Free State ARV fiasco
A “damning” government report leaked to the Mail & Guardian reveals that the Health Department cannot say with any certainty how many HIV-infected patients in the Free State are receiving antiretroviral (ARV) therapy. This is because of inefficient computer software that has regularly broken down since 2001.
The document, written in April this year, also says that “reports are centralised so that individual ARV treatment sites have no indication of what is going on in the management of their programme”.
The chaos in the Free State Meditech software monitoring system has serious implications for the province’s already crisis-ridden response to HIV.
According to the Treatment Action Campaign (TAC), the Free State is again running out of ARVs, as it did earlier this year. Interruption of treatment leads to drug resistance.
The M&G has established that the problem is much wider than a single province. The Budget and Expenditure Monitoring Forum (BEMF), which monitors the provision of public sector ARVs, said this week that only the Western Cape, Northern Cape and North West were sure of avoiding treatment interruptions because of budget constraints and mismanagement in the near future.
Nationally, there is a R1-billion funding shortfall for ARVs.
Health Minister Aaron Motsoaledi recently announced that the government could not meet its target of providing life-prolonging antiretroviral treatment to 80% of HIV-infected people suffering from advanced infections by 2011.
The Free State document was written by the Integrated Support Task Team, which was formed by the government to investigate ARV shortages in the province.
According to the BEMF’s Mark Heywood, the “damning report” is being withheld, and “there is no evidence yet that it is being acted on”.
Heywood said Free State Health Minister Sisi Mabe recently said on national radio that there was “no shortage” of medicine, but TAC representative Sello Mokolepi visited several clinics this week and found them without drugs.
“At the Welkom Clinic I found ARV patients lining up for three days, only to be told that the drugs never arrived,” he said. “The government also distributes waiting list numbers that are significantly lower than the real need.”

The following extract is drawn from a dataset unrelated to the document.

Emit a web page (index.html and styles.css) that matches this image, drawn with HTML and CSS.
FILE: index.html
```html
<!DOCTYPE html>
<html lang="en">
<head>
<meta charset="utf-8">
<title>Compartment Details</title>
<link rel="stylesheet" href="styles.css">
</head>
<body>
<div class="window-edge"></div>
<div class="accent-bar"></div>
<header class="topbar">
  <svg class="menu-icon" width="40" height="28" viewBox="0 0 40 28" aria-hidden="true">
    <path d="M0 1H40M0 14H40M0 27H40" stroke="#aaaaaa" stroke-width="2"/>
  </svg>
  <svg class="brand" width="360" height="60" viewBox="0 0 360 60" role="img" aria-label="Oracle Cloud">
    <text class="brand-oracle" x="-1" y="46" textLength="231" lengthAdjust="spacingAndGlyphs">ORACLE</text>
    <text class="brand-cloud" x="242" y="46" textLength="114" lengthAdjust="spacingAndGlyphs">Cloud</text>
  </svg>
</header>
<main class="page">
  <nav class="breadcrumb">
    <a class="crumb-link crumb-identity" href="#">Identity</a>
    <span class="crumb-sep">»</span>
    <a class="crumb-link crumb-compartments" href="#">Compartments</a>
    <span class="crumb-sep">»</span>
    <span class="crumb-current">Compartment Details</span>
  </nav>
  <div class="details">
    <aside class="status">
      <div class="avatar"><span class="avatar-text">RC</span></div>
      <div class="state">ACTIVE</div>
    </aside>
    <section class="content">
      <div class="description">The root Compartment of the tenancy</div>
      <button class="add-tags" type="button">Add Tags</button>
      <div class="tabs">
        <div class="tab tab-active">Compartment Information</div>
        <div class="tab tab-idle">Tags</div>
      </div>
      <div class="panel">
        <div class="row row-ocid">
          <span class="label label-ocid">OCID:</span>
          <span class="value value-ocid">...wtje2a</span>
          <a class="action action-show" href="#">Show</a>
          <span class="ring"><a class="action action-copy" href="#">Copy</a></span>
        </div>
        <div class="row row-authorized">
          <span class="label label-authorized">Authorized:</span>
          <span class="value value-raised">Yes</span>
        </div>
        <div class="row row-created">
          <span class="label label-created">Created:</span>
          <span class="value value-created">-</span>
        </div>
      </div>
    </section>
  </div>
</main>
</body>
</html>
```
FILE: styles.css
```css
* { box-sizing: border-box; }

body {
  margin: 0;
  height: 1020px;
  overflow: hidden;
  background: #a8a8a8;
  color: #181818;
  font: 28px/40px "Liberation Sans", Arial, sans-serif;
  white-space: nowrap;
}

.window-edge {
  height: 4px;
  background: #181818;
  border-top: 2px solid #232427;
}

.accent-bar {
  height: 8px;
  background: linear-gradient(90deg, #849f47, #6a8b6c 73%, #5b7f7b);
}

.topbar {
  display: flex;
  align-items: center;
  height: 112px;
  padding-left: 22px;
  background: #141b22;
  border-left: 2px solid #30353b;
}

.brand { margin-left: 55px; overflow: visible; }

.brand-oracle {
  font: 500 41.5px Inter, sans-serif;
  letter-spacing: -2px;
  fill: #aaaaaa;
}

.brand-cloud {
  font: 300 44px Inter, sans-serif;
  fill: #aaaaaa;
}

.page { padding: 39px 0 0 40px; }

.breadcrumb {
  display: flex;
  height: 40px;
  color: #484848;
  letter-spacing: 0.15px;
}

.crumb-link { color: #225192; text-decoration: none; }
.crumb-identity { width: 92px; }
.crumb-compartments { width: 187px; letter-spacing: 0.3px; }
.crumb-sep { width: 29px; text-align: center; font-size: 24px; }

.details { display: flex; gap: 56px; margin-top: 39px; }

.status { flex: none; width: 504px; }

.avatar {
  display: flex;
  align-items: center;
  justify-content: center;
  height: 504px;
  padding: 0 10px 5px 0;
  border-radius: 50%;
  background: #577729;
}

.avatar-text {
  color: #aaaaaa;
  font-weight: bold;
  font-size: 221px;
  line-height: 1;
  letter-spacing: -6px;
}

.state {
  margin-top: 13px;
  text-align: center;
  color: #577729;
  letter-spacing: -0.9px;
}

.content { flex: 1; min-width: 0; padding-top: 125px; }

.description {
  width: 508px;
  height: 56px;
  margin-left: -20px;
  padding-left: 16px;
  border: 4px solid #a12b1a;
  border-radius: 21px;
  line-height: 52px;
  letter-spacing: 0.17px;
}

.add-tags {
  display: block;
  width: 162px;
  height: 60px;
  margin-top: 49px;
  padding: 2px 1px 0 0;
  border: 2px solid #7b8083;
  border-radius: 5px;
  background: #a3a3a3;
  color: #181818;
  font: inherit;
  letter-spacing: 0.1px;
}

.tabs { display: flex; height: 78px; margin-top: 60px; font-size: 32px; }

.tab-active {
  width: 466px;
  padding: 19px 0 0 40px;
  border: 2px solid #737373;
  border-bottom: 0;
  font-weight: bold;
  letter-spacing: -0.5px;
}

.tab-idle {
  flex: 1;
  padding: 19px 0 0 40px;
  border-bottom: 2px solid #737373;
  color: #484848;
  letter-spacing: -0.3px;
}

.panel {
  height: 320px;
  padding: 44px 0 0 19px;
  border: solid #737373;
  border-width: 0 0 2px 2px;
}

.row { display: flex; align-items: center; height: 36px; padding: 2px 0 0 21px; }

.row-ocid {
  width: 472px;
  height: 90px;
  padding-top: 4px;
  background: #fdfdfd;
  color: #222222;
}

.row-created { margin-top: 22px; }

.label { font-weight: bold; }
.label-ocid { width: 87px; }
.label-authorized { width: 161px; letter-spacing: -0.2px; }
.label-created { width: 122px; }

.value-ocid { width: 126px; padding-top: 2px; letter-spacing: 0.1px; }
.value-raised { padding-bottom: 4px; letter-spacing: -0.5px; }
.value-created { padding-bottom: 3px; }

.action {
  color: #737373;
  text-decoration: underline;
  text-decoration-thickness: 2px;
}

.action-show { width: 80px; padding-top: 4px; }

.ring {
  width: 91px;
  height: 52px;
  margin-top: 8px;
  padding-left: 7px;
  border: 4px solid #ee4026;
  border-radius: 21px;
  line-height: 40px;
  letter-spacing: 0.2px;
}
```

Health Department spokesperson Fidel Hadebe said this week that 850 000 people are on ARVs in the public sector. But activists and health experts say government figures are unreliable, as there is little consistency in the methods used to collect them. If the health department does not know how many people are on ARVs and how many need it, they said, addressing the problem becomes increasingly complex.
Hadebe said “differences in treatment figures have to do with some ARV patients having died since they started treatment”.

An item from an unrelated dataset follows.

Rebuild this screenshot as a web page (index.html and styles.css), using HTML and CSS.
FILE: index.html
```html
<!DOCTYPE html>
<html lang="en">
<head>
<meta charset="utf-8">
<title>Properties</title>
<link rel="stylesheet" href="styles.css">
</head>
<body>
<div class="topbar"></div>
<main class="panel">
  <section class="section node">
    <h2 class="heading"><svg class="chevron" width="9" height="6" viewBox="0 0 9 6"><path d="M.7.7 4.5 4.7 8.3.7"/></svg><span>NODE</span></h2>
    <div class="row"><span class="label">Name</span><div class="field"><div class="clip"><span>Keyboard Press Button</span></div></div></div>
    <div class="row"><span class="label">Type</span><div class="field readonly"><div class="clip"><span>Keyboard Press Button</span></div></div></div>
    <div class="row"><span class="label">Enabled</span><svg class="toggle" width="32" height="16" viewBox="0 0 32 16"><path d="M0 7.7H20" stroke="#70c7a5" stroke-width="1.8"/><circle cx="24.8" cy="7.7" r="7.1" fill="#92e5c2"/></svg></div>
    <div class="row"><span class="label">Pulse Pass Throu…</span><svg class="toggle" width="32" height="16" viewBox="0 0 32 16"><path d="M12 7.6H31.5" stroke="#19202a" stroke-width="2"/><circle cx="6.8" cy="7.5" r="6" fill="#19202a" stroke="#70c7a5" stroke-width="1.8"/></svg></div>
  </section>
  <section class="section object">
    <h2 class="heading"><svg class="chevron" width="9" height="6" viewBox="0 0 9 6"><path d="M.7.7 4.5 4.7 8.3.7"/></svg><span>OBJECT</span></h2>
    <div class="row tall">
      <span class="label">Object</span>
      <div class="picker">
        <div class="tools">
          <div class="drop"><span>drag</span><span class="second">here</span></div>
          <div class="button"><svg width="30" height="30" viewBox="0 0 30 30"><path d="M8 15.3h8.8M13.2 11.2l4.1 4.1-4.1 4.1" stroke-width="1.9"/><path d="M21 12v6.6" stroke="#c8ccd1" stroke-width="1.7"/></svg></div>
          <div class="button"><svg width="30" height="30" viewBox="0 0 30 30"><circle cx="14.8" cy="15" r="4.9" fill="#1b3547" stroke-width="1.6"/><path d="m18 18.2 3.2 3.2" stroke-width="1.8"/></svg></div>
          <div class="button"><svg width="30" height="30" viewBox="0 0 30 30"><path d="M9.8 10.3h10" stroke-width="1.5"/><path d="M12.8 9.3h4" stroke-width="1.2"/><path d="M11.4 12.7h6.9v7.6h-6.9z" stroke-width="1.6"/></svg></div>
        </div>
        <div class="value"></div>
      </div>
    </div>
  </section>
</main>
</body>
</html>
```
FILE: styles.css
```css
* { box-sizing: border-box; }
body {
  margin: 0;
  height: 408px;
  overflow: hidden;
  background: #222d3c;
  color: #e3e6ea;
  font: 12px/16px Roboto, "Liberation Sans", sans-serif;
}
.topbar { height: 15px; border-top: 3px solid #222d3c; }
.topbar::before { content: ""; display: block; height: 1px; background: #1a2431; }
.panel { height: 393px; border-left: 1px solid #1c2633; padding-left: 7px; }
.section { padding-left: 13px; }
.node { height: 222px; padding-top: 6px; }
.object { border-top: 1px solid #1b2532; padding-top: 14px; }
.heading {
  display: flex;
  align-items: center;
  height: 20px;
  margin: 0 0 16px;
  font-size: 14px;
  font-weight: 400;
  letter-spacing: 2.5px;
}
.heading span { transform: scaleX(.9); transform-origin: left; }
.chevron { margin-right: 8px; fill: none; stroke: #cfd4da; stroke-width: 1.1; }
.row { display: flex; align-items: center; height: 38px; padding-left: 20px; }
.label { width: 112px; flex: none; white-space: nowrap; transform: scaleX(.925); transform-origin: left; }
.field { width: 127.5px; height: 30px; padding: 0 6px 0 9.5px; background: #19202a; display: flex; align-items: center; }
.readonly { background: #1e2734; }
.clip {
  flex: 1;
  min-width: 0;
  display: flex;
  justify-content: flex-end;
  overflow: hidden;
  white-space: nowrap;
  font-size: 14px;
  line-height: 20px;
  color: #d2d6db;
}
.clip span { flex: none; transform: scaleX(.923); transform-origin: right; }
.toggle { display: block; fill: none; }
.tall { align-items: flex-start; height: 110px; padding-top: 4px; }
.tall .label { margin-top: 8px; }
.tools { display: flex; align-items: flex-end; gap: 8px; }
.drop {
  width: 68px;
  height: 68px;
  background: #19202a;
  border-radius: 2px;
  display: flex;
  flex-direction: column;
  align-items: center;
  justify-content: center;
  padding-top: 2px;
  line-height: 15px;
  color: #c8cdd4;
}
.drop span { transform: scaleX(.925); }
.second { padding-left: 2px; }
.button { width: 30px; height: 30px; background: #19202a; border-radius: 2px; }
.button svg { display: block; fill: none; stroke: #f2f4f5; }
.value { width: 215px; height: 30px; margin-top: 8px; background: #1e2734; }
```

He said the government has applied for additional funding from treasury and international donors, and has received “very positive feedback”.
Hadebe conceded, however, that treasury funding on average “takes at least two months to arrive in our bank account due to all the processes that have to be followed”. This could lead to several provinces not receiving interventions in time. One international donor has given strong indications that it will procure ARVs on behalf of the government as a matter of urgency, but Hadebe was unwilling to reveal its identity.
The two largest foreign donors are the United States government’s President’s Emergency Fund for Aids Relief (Pepfar) and the Global Fund to Fight Aids, TB and Malaria. Pepfar’s policy is to procure drugs on behalf of governments, rather than fund them directly.
South African HIV Clinicians Society president Francois Venter said Motsoaledi would have to do “considerably more” than apply for more funding if he wanted to prevent “thousands of unnecessary deaths”.
Venter said the drug supply was a “hangover from the [former health minister] Manto Tshabalala-Msimang’s era”, and that Motsoaledi will have to “get rid of far more people in the Health Department than director general Thami Mseleku, whom he has courageously dismissed. There’s a lot of dead wood.”
In a recent article, Heywood said the funding shortfall was “only half the story — As the national treasury is well aware, what money is available is misused — Corruption is rife.” The M&G has seen a letter from pharmacists at Shongwe Hospital, near Komatipoort in Mpumalanga, to the provincial department complaining that they have been repeatedly told there is “short stock”, active ingredients have been stolen or the government has not paid its bills.
The hospital has been out of stock of HIV-related drugs such as antibiotics for eight months, whereas sources said the number of patients needing ARVs had increased, with more than 1 000 turning up at the hospital since the beginning of the year.